- RECORDED DATA
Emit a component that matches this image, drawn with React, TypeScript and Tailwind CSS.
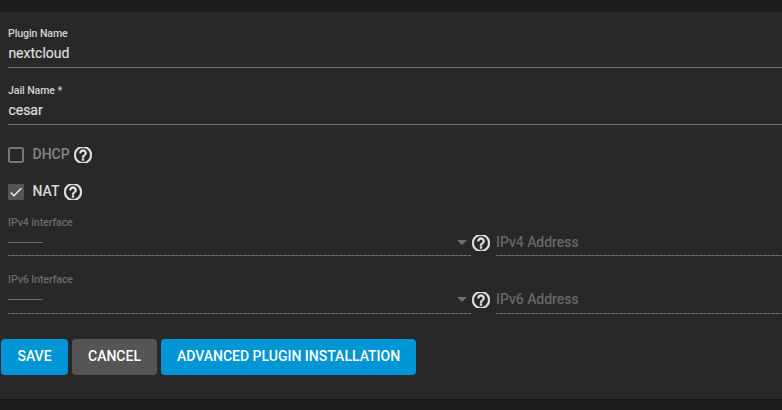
import React from "react";

function HelpIcon() {
  return (
    <span className="flex h-4 w-[18px] shrink-0 items-center justify-center overflow-hidden text-[#e6e6e6]">
      <svg viewBox="2 2 20 20" className="h-[18px] w-[18px] shrink-0" fill="currentColor" stroke="currentColor" strokeWidth="0.5">
        <path d="M11 18h2v-2h-2v2zm1-16C6.48 2 2 6.48 2 12s4.480 10 10 10 10-4.480 10-10S17.520 2 12 2zm0 18c-4.410 0-8-3.590-8-8s3.590-8 8-8 8 3.590 8 8-3.590 8-8 8zm0-14c-2.210 0-4 1.790-4 4h2c0-1.100.9-2 2-2s2 .9 2 2c0 2-3 1.750-3 5h2c0-2.250 3-2.500 3-5 0-2.210-1.790-4-4-4z" />
      </svg>
    </span>
  );
}

function TextField({ label, value }: { label: string; value: string }) {
  return (
    <label className="block h-[57px]">
      <span className="block h-4 text-[10.6px] leading-4 font-medium tracking-[-0.1px] text-[#d2d2d2]">{label}</span>
      <span className="block h-[26px] border-b border-[#6b6b6b] pt-[3px] pl-[0.4px] text-[14px] leading-4 text-[#dedede] [-webkit-text-stroke:0.2px_#dedede]">{value}</span>
    </label>
  );
}

const dashes =
  "h-px bg-[repeating-linear-gradient(to_right,#6e6e6e_0px,#6e6e6e_3px,#484848_3px,#484848_4px)]";

function InterfaceRow({ label, address, tall }: { label: string; address: string; tall?: boolean }) {
  const gap = tall ? "h-[25px]" : "h-6";
  return (
    <div className="flex h-[57px]">
      <div className="w-[463px] shrink-0">
        <div className="h-[17px] pt-px text-[10.6px] leading-4 font-medium tracking-[-0.1px] text-[#6a6a6a]">{label}</div>
        <div className={`flex items-start justify-between pt-[9px] ${gap}`}>
          <span className="mt-[2px] h-px w-[35px] bg-[#6e6e6e]" />
          <span className="mr-1 border-x-[5px] border-t-[5px] border-x-transparent border-t-[#6e6e6e]" />
        </div>
        <div className={dashes} />
      </div>
      <div className="mt-[21px] ml-px">
        <HelpIcon />
      </div>
      <div className="ml-[6px] flex-1 pt-[17px]">
        <div className={`pt-[3px] text-[14px] leading-4 font-medium tracking-[-0.05px] text-[#666] ${gap}`}>{address}</div>
        <div className={dashes} />
      </div>
    </div>
  );
}

function CheckRow({ label, checked }: { label: string; checked?: boolean }) {
  return (
    <div className="flex h-4 items-center">
      {checked ? (
        <span className="flex h-4 w-4 items-center justify-center rounded-[1px] bg-[#555]">
          <svg viewBox="0 0 16 16" className="h-4 w-4" fill="none" stroke="#eee" strokeWidth="1.5">
            <path d="M2.800 8.400 6 11.700 13.400 4.300" />
          </svg>
        </span>
      ) : (
        <span className="h-4 w-4 rounded-[2px] border-2 border-[#777]" />
      )}
      <span className={`ml-[8.500px] h-[18px] text-[14px] leading-4 font-medium ${checked ? "text-[#d8d8d8]" : "text-[#858585]"}`}>{label}</span>
      <span className="ml-[4.500px]">
        <HelpIcon />
      </span>
    </div>
  );
}

function Button({ children, className }: { children: React.ReactNode; className: string }) {
  return (
    <button className={`h-9 rounded-[4px] pb-[2px] text-[14px] leading-[34px] font-medium whitespace-nowrap text-white ${className}`}>
      {children}
    </button>
  );
}

export default function App() {
  return (
    <div className="h-[410px] w-[782px] overflow-hidden bg-[#1e1e1e] pt-3 font-['Roboto',sans-serif]">
      <main className="h-[388px] border-b border-[#151515] bg-[#282828] pt-[14px]">
        <form className="pl-2">
          <TextField label="Plugin Name" value="nextcloud" />
          <TextField label="Jail Name *" value="cesar" />
          <div className="flex h-[74px] flex-col gap-[21px] pt-[7px]">
            <CheckRow label="DHCP" />
            <CheckRow label="NAT" checked />
          </div>
          <InterfaceRow label="IPv4 interface" address="IPv4 Address" />
          <InterfaceRow label="IPv6 Interface" address="IPv6 Address" tall />
        </form>
        <div className="mt-[11px] flex gap-1 pl-px">
          <Button className="w-[67px] bg-[#0095d5]">SAVE</Button>
          <Button className="w-[85px] bg-[#555]">CANCEL</Button>
          <Button className="w-[255px] bg-[#0095d5]">ADVANCED PLUGIN INSTALLATION</Button>
        </div>
      </main>
    </div>
  );
}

- TASK STATEMENT
Transcribe all of the material exactly, leaving out whatever pictures it contains.

- RESPONSE BELOW
Emit a component that matches this image, drawn with React, TypeScript and Tailwind CSS.
import React from "react";

function HelpIcon() {
  return (
    <span className="flex h-4 w-[18px] shrink-0 items-center justify-center overflow-hidden text-[#e6e6e6]">
      <svg viewBox="2 2 20 20" className="h-[18px] w-[18px] shrink-0" fill="currentColor" stroke="currentColor" strokeWidth="0.5">
        <path d="M11 18h2v-2h-2v2zm1-16C6.48 2 2 6.48 2 12s4.480 10 10 10 10-4.480 10-10S17.520 2 12 2zm0 18c-4.410 0-8-3.590-8-8s3.590-8 8-8 8 3.590 8 8-3.590 8-8 8zm0-14c-2.210 0-4 1.790-4 4h2c0-1.100.9-2 2-2s2 .9 2 2c0 2-3 1.750-3 5h2c0-2.250 3-2.500 3-5 0-2.210-1.790-4-4-4z" />
      </svg>
    </span>
  );
}

function TextField({ label, value }: { label: string; value: string }) {
  return (
    <label className="block h-[57px]">
      <span className="block h-4 text-[10.6px] leading-4 font-medium tracking-[-0.1px] text-[#d2d2d2]">{label}</span>
      <span className="block h-[26px] border-b border-[#6b6b6b] pt-[3px] pl-[0.4px] text-[14px] leading-4 text-[#dedede] [-webkit-text-stroke:0.2px_#dedede]">{value}</span>
    </label>
  );
}

const dashes =
  "h-px bg-[repeating-linear-gradient(to_right,#6e6e6e_0px,#6e6e6e_3px,#484848_3px,#484848_4px)]";

function InterfaceRow({ label, address, tall }: { label: string; address: string; tall?: boolean }) {
  const gap = tall ? "h-[25px]" : "h-6";
  return (
    <div className="flex h-[57px]">
      <div className="w-[463px] shrink-0">
        <div className="h-[17px] pt-px text-[10.6px] leading-4 font-medium tracking-[-0.1px] text-[#6a6a6a]">{label}</div>
        <div className={`flex items-start justify-between pt-[9px] ${gap}`}>
          <span className="mt-[2px] h-px w-[35px] bg-[#6e6e6e]" />
          <span className="mr-1 border-x-[5px] border-t-[5px] border-x-transparent border-t-[#6e6e6e]" />
        </div>
        <div className={dashes} />
      </div>
      <div className="mt-[21px] ml-px">
        <HelpIcon />
      </div>
      <div className="ml-[6px] flex-1 pt-[17px]">
        <div className={`pt-[3px] text-[14px] leading-4 font-medium tracking-[-0.05px] text-[#666] ${gap}`}>{address}</div>
        <div className={dashes} />
      </div>
    </div>
  );
}

function CheckRow({ label, checked }: { label: string; checked?: boolean }) {
  return (
    <div className="flex h-4 items-center">
      {checked ? (
        <span className="flex h-4 w-4 items-center justify-center rounded-[1px] bg-[#555]">
          <svg viewBox="0 0 16 16" className="h-4 w-4" fill="none" stroke="#eee" strokeWidth="1.5">
            <path d="M2.800 8.400 6 11.700 13.400 4.300" />
          </svg>
        </span>
      ) : (
        <span className="h-4 w-4 rounded-[2px] border-2 border-[#777]" />
      )}
      <span className={`ml-[8.500px] h-[18px] text-[14px] leading-4 font-medium ${checked ? "text-[#d8d8d8]" : "text-[#858585]"}`}>{label}</span>
      <span className="ml-[4.500px]">
        <HelpIcon />
      </span>
    </div>
  );
}

function Button({ children, className }: { children: React.ReactNode; className: string }) {
  return (
    <button className={`h-9 rounded-[4px] pb-[2px] text-[14px] leading-[34px] font-medium whitespace-nowrap text-white ${className}`}>
      {children}
    </button>
  );
}

export default function App() {
  return (
    <div className="h-[410px] w-[782px] overflow-hidden bg-[#1e1e1e] pt-3 font-['Roboto',sans-serif]">
      <main className="h-[388px] border-b border-[#151515] bg-[#282828] pt-[14px]">
        <form className="pl-2">
          <TextField label="Plugin Name" value="nextcloud" />
          <TextField label="Jail Name *" value="cesar" />
          <div className="flex h-[74px] flex-col gap-[21px] pt-[7px]">
            <CheckRow label="DHCP" />
            <CheckRow label="NAT" checked />
          </div>
          <InterfaceRow label="IPv4 interface" address="IPv4 Address" />
          <InterfaceRow label="IPv6 Interface" address="IPv6 Address" tall />
        </form>
        <div className="mt-[11px] flex gap-1 pl-px">
          <Button className="w-[67px] bg-[#0095d5]">SAVE</Button>
          <Button className="w-[85px] bg-[#555]">CANCEL</Button>
          <Button className="w-[255px] bg-[#0095d5]">ADVANCED PLUGIN INSTALLATION</Button>
        </div>
      </main>
    </div>
  );
}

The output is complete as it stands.